It is difficult to know how important this world of imaginative literature remained for Grant. In later life he disliked discussing literary matters, perhaps because of his lack of formal training or possibly because he liked the books themselves better than the talk about them. He was, for example, unwilling to admit his familiarity with literature in order to establish his intellectual credentials, even with a college president. His wife was both amused and dismayed when her famous husband returned from “a gentlemen’s dinner party and…telling me of the events and bright witticisms of the evening, as he invariably did,…said: ‘I am afraid I have ruined myself in the estimation of President——-[his host, whose name Julia left blank], who sat next to me at dinner…[and] at once began talking of books, mentioning one or two familiar names, and I—well, I looked as though if I had read that particular book I had forgotten it.

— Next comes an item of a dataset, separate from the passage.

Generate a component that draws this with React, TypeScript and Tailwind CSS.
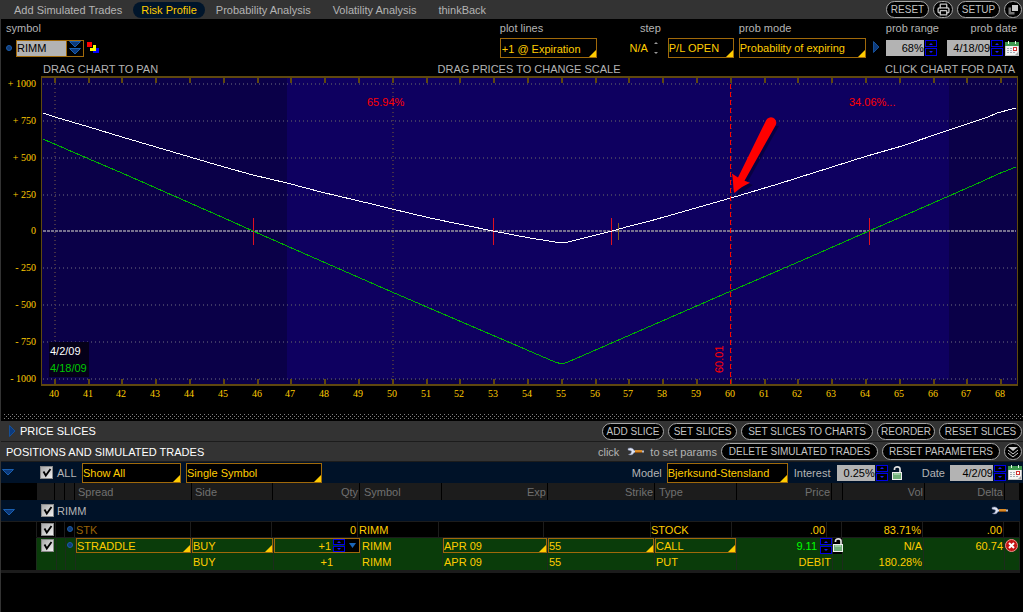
import React from 'react';
import { Printer } from 'lucide-react';

const tabs = ['Add Simulated Trades', 'Risk Profile', 'Probability Analysis', 'Volatility Analysis', 'thinkBack'];

const headers = [
  { name: 'Spread', align: 'text-left pl-[3px]' },
  { name: 'Side', align: 'text-left pl-[3px]' },
  { name: 'Qty', align: 'text-right pr-px' },
  { name: 'Symbol', align: 'text-left pl-1' },
  { name: 'Exp', align: 'text-right pr-px' },
  { name: 'Strike', align: 'text-right pr-px' },
  { name: 'Type', align: 'text-left pl-1' },
  { name: 'Price', align: 'text-right pr-px' },
  { name: '', align: '' },
  { name: 'Vol', align: 'text-right pr-px' },
  { name: 'Delta', align: 'text-right pr-px' },
  { name: '', align: '' }
];

const prices = [1000, 750, 500, 250, 0, -250, -500, -750, -1000];
const strikes = Array.from({ length: 29 }, (_, i) => 40 + i);
const toX = (price: number) => Math.round(54.8 + (price - 40) * 33.8);
const toY = (pl: number) => Math.round(231.4 - pl * 0.1475);

const todayLine =
  '43,113 55,117 89,127 122,137 156,147 190,157 224,167 253,175 287,183 321,192 355,200 376,205 392,209 430,218 493,231 530,238 555,242 562,243 568,242 612,231 630,226 650,221 731,198 778,184 832,167 867,156 902,146 949,130 988,117 997,113 1016,108';
const expirationLine = '43,139 89,159 122,173 156,188 190,203 224,218 253,231 287,246 392,292 555,362 562,364 568,362 630,335 731,291 803,260 869,231 933,203 983,181 998,174 1016,167';

const Dot: React.FC = () => <span className="block h-[6px] w-[6px] shrink-0 rounded-full border border-[#1b5dab] bg-[#123c78]" />;

const DownTriangle: React.FC = () => (
  <svg width="12" height="7" viewBox="0 0 12 7" className="block">
    <path d="M0.5 0.5H11.5L6 6Z" fill="#0c3a7c" stroke="#1a5fb0" />
  </svg>
);

const RightTriangle: React.FC = () => (
  <svg width="7" height="12" viewBox="0 0 7 12" className="block shrink-0">
    <path d="M0.5 0.5V11.5L6 6Z" fill="#0c3a7c" stroke="#164f96" />
  </svg>
);

const Select: React.FC<{ label: string; value: string; className?: string; id?: string }> = ({ label, value, className = '', id }) => (
  <span className={`relative block border border-[#a0690a] ${className}`}>
    <select id={id} aria-label={label} className="block h-full w-full appearance-none bg-transparent text-[#ffcc00] outline-none">
      <option>{value}</option>
    </select>
    <svg width="7" height="7" viewBox="0 0 7 7" className="pointer-events-none absolute right-0 bottom-0">
      <path d="M7 0V7H0Z" fill="#ffcc00" />
    </svg>
  </span>
);

const Spinner: React.FC<{ label: string; small?: boolean }> = ({ label, small }) => (
  <span className="flex w-3 shrink-0 flex-col gap-px">
    <button aria-label={`Increase ${label}`} className={`flex items-center justify-center border border-[#0000e6] bg-black ${small ? 'h-[6px]' : 'h-[7px]'}`}>
      <svg width="4" height="2" viewBox="0 0 4 2" className="block"><path d="M0 2L2 0L4 2Z" fill="#1a1aff" /></svg>
    </button>
    <button aria-label={`Decrease ${label}`} className={`flex items-center justify-center border border-[#0000e6] bg-black ${small ? 'h-[6px]' : 'h-2'}`}>
      <svg width="4" height="2" viewBox="0 0 4 2" className="block"><path d="M0 0L2 2L4 0Z" fill="#1a1aff" /></svg>
    </button>
  </span>
);

const Field: React.FC<{ id: string; value: string; className: string }> = ({ id, value, className }) => (
  <input id={id} type="text" defaultValue={value} className={`block h-4 shrink-0 bg-[#b3b3b3] text-right text-black outline-none ${className}`} />
);

const Calendar: React.FC = () => (
  <svg width="14" height="15" viewBox="0 0 14 15" className="block shrink-0">
    <rect x="0.5" y="1.5" width="13" height="13" fill="#f4f4f4" stroke="#c4c4c4" />
    <rect x="0" y="1" width="14" height="4" fill="#3f9a4f" />
    <path d="M3.5 0V3M10.5 0V3" stroke="#e8ffe8" />
    <path d="M2 7.5h5M2 9.5h5M2 11.5h9" stroke="#a4aab4" strokeDasharray="2 1" />
    <rect x="8.5" y="6.5" width="3" height="3" fill="#fff" stroke="#d03030" />
    <path d="M10 14L13 11V14Z" fill="#aaa" />
  </svg>
);

const Lock: React.FC = () => (
  <svg width="10" height="14" viewBox="0 0 10 14" className="block shrink-0">
    <path d="M2.5 4V3C2.5 1.6 3.8 0.9 5.2 0.9S8 1.6 8 3V6" fill="none" stroke="#e2e2e2" strokeWidth="1.7" />
    <rect x="0.5" y="6.5" width="9" height="7" fill="#6fae78" stroke="#eeeeee" />
    <path d="M2 8h6" stroke="#c4e6c8" />
  </svg>
);

const Wrench: React.FC = () => (
  <svg width="17" height="9" viewBox="0 0 17 9" className="block shrink-0">
    <path d="M1 1.5C4 0 6.5 1.5 7 3.5H9V5.5H7C6 8 3.5 8.5 1.5 7.5L4 6.5L4.5 4L1 3Z" fill="#dfe4f2" stroke="#7a86aa" strokeWidth="0.5" />
    <rect x="8" y="3" width="7" height="3" fill="#d98a26" />
    <path d="M8 5.5H15" stroke="#8c4f10" />
    <rect x="15" y="3.5" width="2" height="2" fill="#b9bccb" />
  </svg>
);

const Check: React.FC<{ label: string; id?: string }> = ({ label, id }) => (
  <span className="relative block h-[13px] w-[13px] shrink-0">
    <input
      id={id}
      type="checkbox"
      defaultChecked
      aria-label={label}
      className="peer block h-[13px] w-[13px] appearance-none border border-[#8a8a8a] bg-gradient-to-br from-[#a8a8a8] to-[#f2f2f2]"
    />
    <svg width="13" height="13" viewBox="0 0 13 13" className="pointer-events-none absolute inset-0 hidden peer-checked:block">
      <path d="M3.5 5.5L5.8 9.5L10.5 3" fill="none" stroke="#000" strokeWidth="1.8" />
    </svg>
  </span>
);

const Pill: React.FC<{ className: string; children: React.ReactNode; label?: string }> = ({ className, children, label }) => (
  <button
    aria-label={label}
    className={`flex h-[17px] shrink-0 items-center justify-center rounded-full border border-[#a8a8a8] bg-black text-[10px] leading-none whitespace-nowrap text-[#c4c4c4] ${label ? '' : 'pt-px'} ${className}`}
  >
    {children}
  </button>
);

const Chart: React.FC = () => (
  <svg viewBox="1 76 1022 337" className="block h-auto w-full" shapeRendering="crispEdges" role="img" aria-label="Risk profile chart">
    <rect x="42" y="77" width="975" height="308" fill="#0a0048" />
    <rect x="287" y="78" width="662" height="301" fill="#0e0060" />

    {/* Grid */}
    {prices.map((p) => (
      <path
        key={p}
        d={`M43 ${toY(p)}H1016`}
        stroke={p === 0 ? '#77718f' : '#3d3764'}
        strokeWidth="2"
        strokeDasharray={p === 0 ? '3 1' : '1 3'}
      />
    ))}
    {[40, 50, 60].map((p) => (
      <path key={p} d={`M${toX(p)} 84V384`} stroke="#443048" strokeWidth="2" strokeDasharray="1 3" />
    ))}

    {/* Frame and ticks */}
    <path d="M41 77H1018M41 385H1018" stroke="#5f480e" strokeWidth="2" />
    <path d="M41.5 76V386M1017.5 76V386" stroke="#5f480e" />
    {strikes.map((s) => (
      <path key={s} d={`M${toX(s)} 78V83M${toX(s)} 379V384`} stroke="#5f480e" strokeWidth="2" />
    ))}

    {/* Profit and loss curves */}
    <path d="M253.5 218V245M493.5 218V245M611.5 218V245M869.5 218V245" stroke="#e01020" />
    <path d="M618.5 223V240" stroke="#80601c" />
    <polyline points={expirationLine} fill="none" stroke="#00b400" />
    <polyline points={todayLine} fill="none" stroke="#ffffff" />
    <path d="M730.5 84V384" stroke="#ff0000" strokeDasharray="5 3" />

    {/* Arrow */}
    <g shapeRendering="auto">
      <path d="M779 126L747 183L753 185L737 196L740 183L769 125Z" fill="#000020" opacity="0.45" />
      <path d="M766 120.5A5.3 5.3 0 0 1 775.8 125L744.5 180.8L750 182.8C744 185.5 739 189 734.5 193C733 191 733.5 179 731.8 173.5L738 177.5Z" fill="#ff0000" />
    </g>

    <g fontFamily="'Liberation Sans', Arial, sans-serif" fontSize="11">
      <text x="367" y="106" fill="#ff0000">65.94%</text>
      <text x="849" y="106" fill="#ff0000">34.06%...</text>
      <text transform="translate(723 373) rotate(-90)" fill="#ff0000">60.01</text>
      <rect x="49" y="342" width="40" height="35" fill="#050018" />
      <text x="50" y="355" fill="#ffffff">4/2/09</text>
      <text x="50" y="372" fill="#00c800">4/18/09</text>
    </g>

    {/* Axis labels */}
    <g fontFamily="'Liberation Serif', 'Times New Roman', serif" fontSize="10" fill="#ffcc00">
      {prices.map((p) => (
        <text key={p} x="36" y={toY(p) + 3} textAnchor="end">
          {p === 0 ? '0' : `${p > 0 ? '+' : '-'} ${Math.abs(p)}`}
        </text>
      ))}
      {strikes.map((s) => (
        <text key={s} x={toX(s) - 1} y="397" textAnchor="middle">{s}</text>
      ))}
    </g>
  </svg>
);

const App: React.FC = () => {
  return (
    <div className="min-h-screen border-l border-[#333333] bg-black font-['Liberation_Sans',Arial,sans-serif] text-[11px] leading-[14px] text-[#b4b4b4]">
      {/* Tabs */}
      <nav className="flex h-[19px] items-center gap-[6px] bg-[#333333] pr-px pl-[5px]">
        {tabs.map((tab) => (
          <button
            key={tab}
            className={`flex h-4 items-center rounded-full px-2 whitespace-nowrap ${tab === 'Risk Profile' ? '-mx-[3px] bg-[#00152b] text-[#ffcc00]' : ''}`}
          >
            {tab}
          </button>
        ))}
        <div className="ml-auto flex items-center gap-1">
          <Pill className="w-[43px]">RESET</Pill>
          <Pill className="w-5" label="Print"><Printer size={13} strokeWidth={2.5} /></Pill>
          <Pill className="w-[43px]">SETUP</Pill>
          <Pill className="w-[18px]" label="Detach">
            <svg width="11" height="11" viewBox="0 0 11 11">
              <rect x="0.5" y="3.5" width="6" height="7" fill="#777" />
              <rect x="3.5" y="0.5" width="7" height="7" fill="#ccc" stroke="#000" />
            </svg>
          </Pill>
        </div>
      </nav>

      {/* Chart settings */}
      <div className="flex justify-between pr-1 pl-[5px]">
        <div>
          <label htmlFor="symbol" className="block h-[19px] pt-[2px]">symbol</label>
          <div className="flex h-5 items-center">
            <Dot />
            <div className="ml-[4px] flex h-[17px] border border-[#a0690a]">
              <input id="symbol" defaultValue="RIMM" className="w-[49px] bg-[#b3b3b3] text-black outline-none" />
              <button aria-label="Symbol list" className="flex w-[17px] flex-col items-center justify-center border-l border-[#a0690a]">
                <DownTriangle />
                <DownTriangle />
              </button>
            </div>
            <svg width="12" height="12" viewBox="0 0 12 12" className="ml-[3px]" shapeRendering="crispEdges">
              <path d="M6 3H9V9H3V6H6Z" fill="#ffff00" />
              <rect width="5" height="5" fill="#ff0000" />
              <path d="M9 6H12V11H6V9H9Z" fill="#0000ff" />
            </svg>
          </div>
        </div>

        <div className="flex">
          <div>
            <label htmlFor="plot" className="block h-[19px] pt-[2px]">plot lines</label>
            <Select id="plot" label="plot lines" value="+1 @ Expiration" className="h-5 w-[97px] pt-px pl-px" />
          </div>
          <div className="w-[64px] pl-[7px]">
            <div className="h-[19px] pt-[2px] text-right">step</div>
            <div className="flex h-5 items-center justify-end gap-[6px] pr-[3px] text-[#ffcc00]">
              <span>N/A</span>
              <svg width="4" height="12" viewBox="0 0 4 12"><path d="M0 2L2 0L4 2ZM0 10L2 12L4 10Z" fill="#999" /></svg>
            </div>
          </div>
          <div className="mt-[19px] ml-[7px]">
            <Select label="step value" value="P/L OPEN" className="h-5 w-[66px]" />
          </div>
          <div className="ml-[5px]">
            <label htmlFor="mode" className="block h-[19px] pt-[2px]">prob mode</label>
            <Select id="mode" label="prob mode" value="Probability of expiring" className="h-5 w-[127px]" />
          </div>
          <div className="mt-[22px] ml-[7px]"><RightTriangle /></div>
          <div className="ml-[6px]">
            <label htmlFor="range" className="block h-[19px] pt-[2px] text-right">prob range</label>
            <div className="flex h-5 items-center gap-px">
              <Field id="range" value="68%" className="w-[38px]" />
              <Spinner label="prob range" />
            </div>
          </div>
          <div className="ml-2">
            <label htmlFor="date" className="block h-[19px] pt-[2px] pr-[2px] text-right">prob date</label>
            <div className="flex h-5 items-center gap-px">
              <Field id="date" value="4/18/09" className="w-[43px]" />
              <Spinner label="prob date" />
              <button aria-label="Pick date" className="ml-px"><Calendar /></button>
            </div>
          </div>
        </div>
      </div>

      {/* Hints */}
      <div className="grid h-[18px] grid-cols-3 pt-1 pr-2 pl-[42px] whitespace-nowrap">
        <span>DRAG CHART TO PAN</span>
        <span className="text-center">DRAG PRICES TO CHANGE SCALE</span>
        <span className="text-right">CLICK CHART FOR DATA</span>
      </div>

      <Chart />

      <svg className="mb-[2px] block h-[6px] w-full" shapeRendering="crispEdges">
        <defs>
          <pattern id="grip" width="4" height="4" patternUnits="userSpaceOnUse">
            <rect x="3" y="1" width="1" height="1" fill="#808080" />
            <rect x="1" y="3" width="1" height="1" fill="#808080" />
          </pattern>
        </defs>
        <rect x="3" width="100%" height="6" fill="url(#grip)" />
      </svg>

      {/* Price slices */}
      <div className="flex h-5 items-center gap-1 bg-[#333333] pr-px pl-2">
        <button className="mr-auto flex items-center gap-1 text-white"><RightTriangle />PRICE SLICES</button>
        <Pill className="w-[62px]">ADD SLICE</Pill>
        <Pill className="w-[69px]">SET SLICES</Pill>
        <Pill className="w-[132px]">SET SLICES TO CHARTS</Pill>
        <Pill className="w-[58px]">REORDER</Pill>
        <Pill className="w-[83px]">RESET SLICES</Pill>
      </div>

      {/* Positions */}
      <div className="flex h-[21px] items-center gap-1 border-y border-[#1c1c1c] bg-[#333333] pr-px pl-[5px]">
        <h2 className="mr-auto text-white">POSITIONS AND SIMULATED TRADES</h2>
        <span className="mr-1">click</span>
        <Wrench />
        <span className="ml-[2px]">to set params</span>
        <Pill className="w-[157px]">DELETE SIMULATED TRADES</Pill>
        <Pill className="w-[118px]">RESET PARAMETERS</Pill>
        <Pill className="w-[18px]" label="Collapse">
          <svg width="12" height="12" viewBox="0 0 12 12">
            <path d="M1 1H11L6 5Z" fill="#ccc" />
            <path d="M1 4L6 8L11 4M1 7L6 11L11 7" fill="none" stroke="#ccc" />
          </svg>
        </Pill>
      </div>

      <div className="flex h-[21px] items-center bg-[#001228] pr-px pl-px">
        <button aria-label="Collapse all"><DownTriangle /></button>
        <span className="ml-[26px]"><Check id="all" label="ALL" /></span>
        <label htmlFor="all" className="ml-1 w-[25px]">ALL</label>
        <Select label="Filter" value="Show All" className="h-5 w-[99px] bg-black" />
        <Select label="Grouping" value="Single Symbol" className="ml-[5px] h-5 w-[136px] bg-black" />
        <div className="ml-auto flex items-center">
          <label htmlFor="model" className="mr-[5px]">Model</label>
          <Select id="model" label="Model" value="Bjerksund-Stensland" className="h-5 w-[121px] bg-black" />
          <label htmlFor="interest" className="ml-[6px] w-[43px]">Interest</label>
          <span className="flex gap-px"><Field id="interest" value="0.25%" className="w-[38px]" /><Spinner label="Interest" /></span>
          <span className="mr-5 ml-1"><Lock /></span>
          <label htmlFor="trade-date" className="mr-[5px]">Date</label>
          <span className="flex gap-px"><Field id="trade-date" value="4/2/09" className="w-[43px]" /><Spinner label="Date" /></span>
          <button aria-label="Pick trade date" className="ml-[2px]"><Calendar /></button>
        </div>
      </div>

      <table className="block pr-[3px] whitespace-nowrap">
        <thead className="block">
          <tr className="grid h-[17px] grid-cols-[36px_18px_10px_10px_117fr_81fr_87fr_82fr_106fr_107fr_82fr_95fr_11px_82fr_80fr_15px] text-[#707070] *:border-r *:border-black *:bg-[#1c1c1c] *:pt-[2px] *:font-normal">
            <th className="bg-black!" />
            <th />
            <th />
            <th />
            {headers.map((h, i) => (
              <th key={i} className={h.align}>{h.name}</th>
            ))}
          </tr>
        </thead>
        <tbody className="block">
          <tr className="block">
            <td className="flex h-[22px] items-center border-b border-[#1c1c1c] bg-[#001228] pl-[2px]">
              <button aria-label="Collapse RIMM" className="mt-1"><DownTriangle /></button>
              <span className="ml-[26px]"><Check id="rimm" label="RIMM" /></span>
              <label htmlFor="rimm" className="ml-[3px]">RIMM</label>
              <button aria-label="Set params" className="mr-3 ml-auto"><Wrench /></button>
            </td>
          </tr>
          <tr className="grid h-4 grid-cols-[36px_19px_9px_10px_116fr_81fr_86fr_81fr_105fr_107fr_81fr_95fr_15px_81fr_81fr_16px] text-[#ffcc00] *:border-r *:border-b *:border-[#1c1c1c] *:pt-px">
            <td className="border-b-transparent!" />
            <td className="pl-1"><Check label="Stock" /></td>
            <td />
            <td className="pt-1! pl-[2px]"><Dot /></td>
            <td className="pl-px text-[#996408]">STK</td>
            <td />
            <td className="pr-px text-right">0</td>
            <td className="pl-px">RIMM</td>
            <td />
            <td />
            <td>STOCK</td>
            <td className="pr-px text-right">.00</td>
            <td />
            <td className="pr-px text-right">83.71%</td>
            <td className="pr-px text-right">.00</td>
            <td />
          </tr>
          <tr className="grid h-4 grid-cols-[36px_20px_9px_10px_116fr_82fr_87fr_82fr_105fr_107fr_82fr_96fr_10px_81fr_81fr_15px] text-[#ffcc00] *:border-r *:border-[#1c2c1c] *:bg-[#0a3c0a]">
            <td className="bg-black!" />
            <td className="pt-px pl-1"><Check label="Straddle" /></td>
            <td />
            <td className="pt-1 pl-px"><Dot /></td>
            <td><Select label="Spread" value="STRADDLE" className="h-[15px]" /></td>
            <td><Select label="Side" value="BUY" className="h-[15px]" /></td>
            <td>
              <div className="flex h-[15px] items-center border border-[#a0690a]">
                <input aria-label="Quantity" defaultValue="+1" className="w-0 grow bg-transparent pr-[2px] text-right outline-none" />
                <Spinner label="quantity" small />
                <button aria-label="Quantity list" className="flex h-[13px] w-[14px] items-center justify-center bg-black">
                  <svg width="7" height="5" viewBox="0 0 7 5"><path d="M0 0H7L3.5 5Z" fill="#1b66b8" /></svg>
                </button>
              </div>
            </td>
            <td className="pt-px pl-px">RIMM</td>
            <td><Select label="Exp" value="APR 09" className="h-[15px]" /></td>
            <td><Select label="Strike" value="55" className="h-[15px]" /></td>
            <td><Select label="Type" value="CALL" className="h-[15px]" /></td>
            <td className="flex justify-end gap-[3px]">
              <input aria-label="Price" defaultValue="9.11" className="w-0 grow bg-transparent text-right text-[#00ff00] outline-none" />
              <Spinner label="price" />
            </td>
            <td className="bg-black!"><Lock /></td>
            <td className="pt-px pr-px text-right">N/A</td>
            <td className="pt-px pr-px text-right">60.74</td>
            <td>
              <button aria-label="Delete trade" className="block pt-px">
                <svg width="13" height="13" viewBox="0 0 13 13" className="block">
                  <circle cx="6.5" cy="6.5" r="6" fill="#c41414" stroke="#f09090" />
                  <path d="M4 4L9 9M9 4L4 9" stroke="#fff" strokeWidth="2" />
                </svg>
              </button>
            </td>
          </tr>
          <tr className="grid h-4 grid-cols-[36px_20px_9px_10px_116fr_82fr_87fr_82fr_105fr_107fr_82fr_96fr_10px_81fr_81fr_15px] text-[#ffcc00] *:border-r *:border-[#1c2c1c] *:bg-[#0a3c0a] *:pt-px">
            <td className="bg-black!" />
            <td />
            <td />
            <td />
            <td />
            <td className="pl-px">BUY</td>
            <td className="pr-[27px] text-right">+1</td>
            <td className="pl-px">RIMM</td>
            <td className="pl-px">APR 09</td>
            <td className="pl-px">55</td>
            <td className="pl-px">PUT</td>
            <td className="pr-px text-right">DEBIT</td>
            <td />
            <td className="pr-px text-right">180.28%</td>
            <td />
            <td />
          </tr>
        </tbody>
      </table>
      <div className="mr-[3px] h-[3px] bg-[#1c1c1c]" />
    </div>
  );
};

export default App;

After a while, he made some allusion to a character of Dickens. I was equally ignorant of poor little Oliver. So the old gentleman gave me up, and I enjoyed the rest of the evening.’” Julia Grant may have enjoyed her husband’s account of his escape from a tedious conversation, but she knew it would carry a price: “You will hear of this, remember!” Julia was correct: “…sure enough, within a year after General Grant’s death, Mr. —— did announce to his class that General Grant was no reader, citing the…incident as evidence.”9
If Grant was at home with good novels, he never revealed in what ways they stirred him. We can only infer, from their contents, what his mind was invited to explore. Luckily, we have better evidence of where he was carried by another expression of his imagination, drawing and painting. In his second year Grant took a required course with one of the most remarkable teachers ever to be part of the West Point faculty—Robert Walter Weir, the drawing master between 1834 and 1876. Weir had two talented sons, John Ferguson Weir, a baby when Grant knew him, and Julian Alden Weir; all three were painters of greater ability than has been generally recognized. Robert Weir was an attractive man and a consummate teacher. His studio was a creative haven in the sterility of West Point routine. The cadet was required to study art so that as an officer he would be able to sketch the bridge needed to cross a river, and to render the lay of the land when planning a battle, but for Grant, at least, these reasons for the course fell away. Neither he nor Weir seems to have worried about the military usefulness of his drawings; not even perspective got much of a nod.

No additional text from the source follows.